Choosing the Correct Units: Ensure all inputs are in the specified units (meters, Celsius, bar absolute, m/s). The output will be in Watts (W) for heat transfer and kg/s for condensation rate.

Interpreting Results: A higher condensation rate suggests significant heat loss and potential issues with steam trap sizing or insulation effectiveness. A lower rate indicates good insulation and efficient operation.

Key Factors Affecting Steam Condensation Rate

Several factors significantly influence how much steam condenses:

1. Temperature Difference ($\Delta T$): The larger the difference between the steam temperature and the external surface temperature (and subsequently, the ambient air), the higher the heat transfer rate and thus, the condensation rate. This is directly impacted by insulation quality.
2. Surface Area: Longer pipes or larger diameter pipes have a greater surface area exposed to the surroundings, leading to more heat loss and higher condensation rates, assuming other factors are constant.
3. Pipe Material and Thickness: While the external surface temperature is the primary driver, the material's thermal conductivity and the wall thickness contribute to the overall thermal resistance. Thicker walls or materials with lower conductivity (like certain plastics used as outer jacketing) reduce heat transfer.
4. Ambient Air Velocity: Higher air velocity increases the convective heat transfer coefficient ($h_c$) by disturbing the stagnant boundary layer of air around the pipe, accelerating heat removal.
5. Surface Emissivity ($\epsilon$): A higher emissivity means the surface radiates heat more effectively. Dull, dark, or oxidized surfaces have higher emissivity than shiny, polished surfaces, increasing radiative heat loss.
6. Steam Pressure/Temperature: Higher steam pressure corresponds to a higher saturation temperature, increasing the potential $\Delta T$ for heat transfer. It also affects the latent heat of vaporization ($h_{fg}$), which is inversely related to the condensation rate for a given heat transfer rate.
7. Presence of Insulation: Insulation is arguably the most significant factor in reducing condensation. High-quality insulation dramatically increases the thermal resistance, lowering the external surface temperature and heat loss.
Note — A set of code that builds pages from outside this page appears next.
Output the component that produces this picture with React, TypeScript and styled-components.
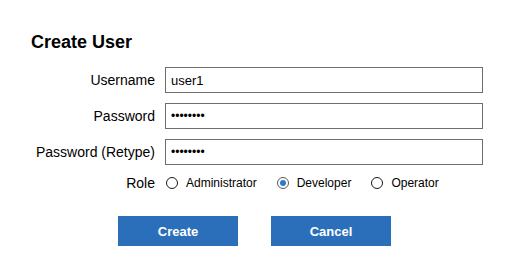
import React from 'react';
import styled, { createGlobalStyle } from 'styled-components';

const GlobalStyle = createGlobalStyle`
  html, body {
    margin: 0;
    padding: 0;
    background: #ffffff;
  }
  body {
    font-family: 'Liberation Sans', Arial, sans-serif;
    color: #000000;
  }
`;

const PageWrapper = styled.div`
  width: 509px;
  height: 275px;
  box-sizing: border-box;
  padding-top: 32px;
`;

const Title = styled.h2`
  margin: 0 0 14px 31px;
  font-size: 18px;
  line-height: 21px;
  font-weight: bold;
`;

const FormGrid = styled.div`
  display: grid;
  grid-template-columns: 155px 318px;
  column-gap: 10px;
  row-gap: 10px;
  align-items: center;
`;

const Label = styled.label`
  text-align: right;
  font-size: 14px;
  line-height: 16px;
  white-space: nowrap;
`;

const TextInput = styled.input`
  box-sizing: border-box;
  width: 318px;
  height: 26px;
  margin: 0;
  padding: 0 5px;
  border: 1px solid #6e6e6e;
  border-radius: 0;
  font-family: 'Liberation Sans', Arial, sans-serif;
  font-size: 13px;
  color: #000000;
  outline: none;
  background: #ffffff;

  &[type='password'] {
    font-size: 12px;
  }
`;

const RoleGroup = styled.div`
  display: flex;
  align-items: center;
  height: 16px;
  padding-left: 1px;
`;

const RadioOption = styled.label`
  display: flex;
  align-items: center;
  gap: 8px;
  margin-right: 20px;
  font-size: 12px;
  line-height: 14px;
`;

const RadioCircle = styled.span<{ $checked?: boolean }>`
  box-sizing: border-box;
  width: 12px;
  height: 12px;
  border-radius: 50%;
  border: 1px solid ${({ $checked }) => ($checked ? '#5a5a5a' : '#1a1a1a')};
  background: #ffffff;
  display: flex;
  align-items: center;
  justify-content: center;

  &::after {
    content: '';
    display: ${({ $checked }) => ($checked ? 'block' : 'none')};
    width: 6px;
    height: 6px;
    border-radius: 50%;
    background: #2f78d0;
  }
`;

const ButtonRow = styled.div`
  display: flex;
  justify-content: center;
  gap: 33px;
  margin-top: 25px;
`;

const Button = styled.button`
  width: 120px;
  height: 30px;
  border: none;
  border-radius: 0;
  background: #2b6fba;
  color: #ffffff;
  font-family: 'Liberation Sans', Arial, sans-serif;
  font-size: 13px;
  font-weight: bold;
  cursor: pointer;
`;

const roles = ['Administrator', 'Developer', 'Operator'];

export default function App() {
  const role = 'Developer';
  return (
    <PageWrapper>
      <GlobalStyle />
      <Title>Create User</Title>
      <FormGrid>
        <Label>Username</Label>
        <TextInput type="text" defaultValue="user1" readOnly />
        <Label>Password</Label>
        <TextInput type="password" defaultValue="password" readOnly />
        <Label>Password (Retype)</Label>
        <TextInput type="password" defaultValue="password" readOnly />
        <Label>Role</Label>
        <RoleGroup>
          {roles.map(item => (
            <RadioOption key={item}>
              <RadioCircle $checked={item === role} />
              {item}
            </RadioOption>
          ))}
        </RoleGroup>
      </FormGrid>
      <ButtonRow>
        <Button>Create</Button>
        <Button>Cancel</Button>
      </ButtonRow>
    </PageWrapper>
  );
}
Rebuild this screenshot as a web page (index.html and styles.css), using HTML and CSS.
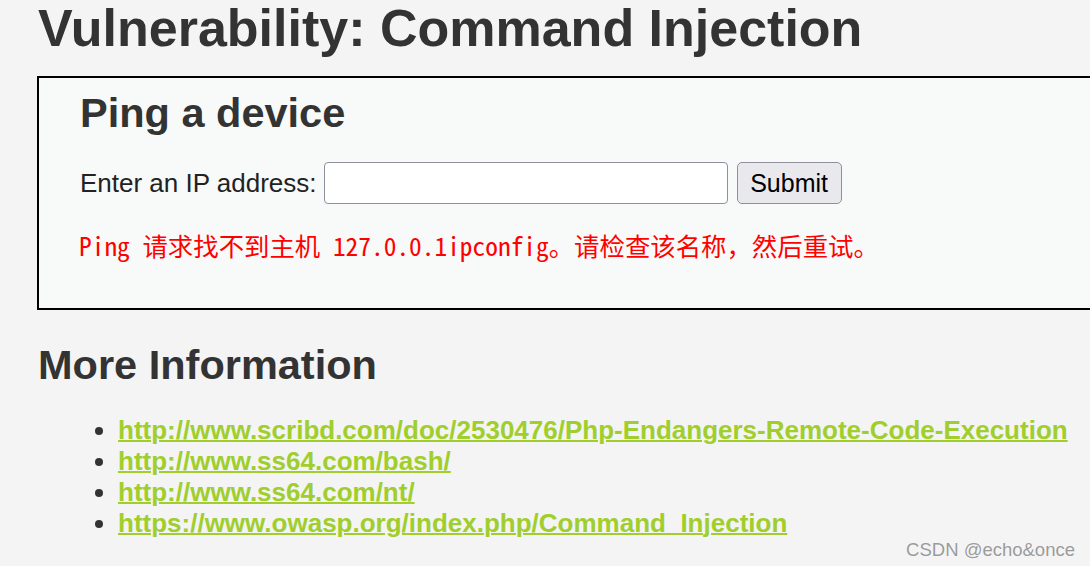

Frequently Asked Questions (FAQ)

Q1: What is the difference between condensation rate and heat loss?

Condensation rate is the *result* of heat loss. Heat loss is the rate at which thermal energy transfers from the steam to the surroundings. This energy loss causes the steam to change phase (condense). The condensation rate is calculated by dividing the heat loss rate by the latent heat of vaporization of the steam.

Q2: Does pipe material significantly affect condensation rate?

Yes, but often less than factors like insulation or temperature difference. The pipe material's thermal conductivity affects how easily heat travels from the steam to the outer surface. However, for well-insulated or even uninsulated pipes where the outer surface temperature is dictated more by ambient conditions and convection/radiation, the internal pipe material's direct impact on the *external* heat transfer can be less pronounced than you might expect. It's still an important input for accurate calculation.

Q3: What is the correct unit for steam pressure?

The calculator uses "bar absolute" (bara). It's crucial to distinguish this from "bar gauge" (barg), which is pressure relative to atmospheric pressure. 1 bara = 0 barg + 1.01325 bar (atmospheric pressure).

Q4: How does ambient air velocity affect condensation?

Higher air velocity increases the convective heat transfer coefficient. Think of it like wind cooling a hot object – the faster the air moves, the more heat it carries away, leading to faster cooling and, in this case, a higher condensation rate for a given surface temperature.

Q5: Can I use this calculator for superheated steam?

This calculator is primarily designed for saturated steam. For superheated steam, you would first need to account for the sensible heat loss until the steam reaches its saturation temperature before condensation begins. The calculation would be more complex.

Q6: What is a typical surface emissivity value?

Emissivity ($\epsilon$) ranges from 0 to 1. Polished metals might have values as low as 0.1, while dull, oxidized, or painted surfaces can range from 0.8 to 0.95. For general industrial piping, 0.9 is a common and conservative assumption.

Q7: How accurate are the results?

The results are estimations based on simplified heat transfer models. Real-world conditions like varying insulation thickness, non-uniform surface temperatures, wind effects, and dirt accumulation can affect accuracy. However, it provides a reliable basis for engineering assessment.

Q8: What happens if the surface temperature is higher than the steam temperature?

If the external surface temperature is higher than the steam temperature, heat would flow *from* the surroundings *to* the steam. In this scenario, condensation would not occur due to heat loss; instead, heat would be gained by the steam.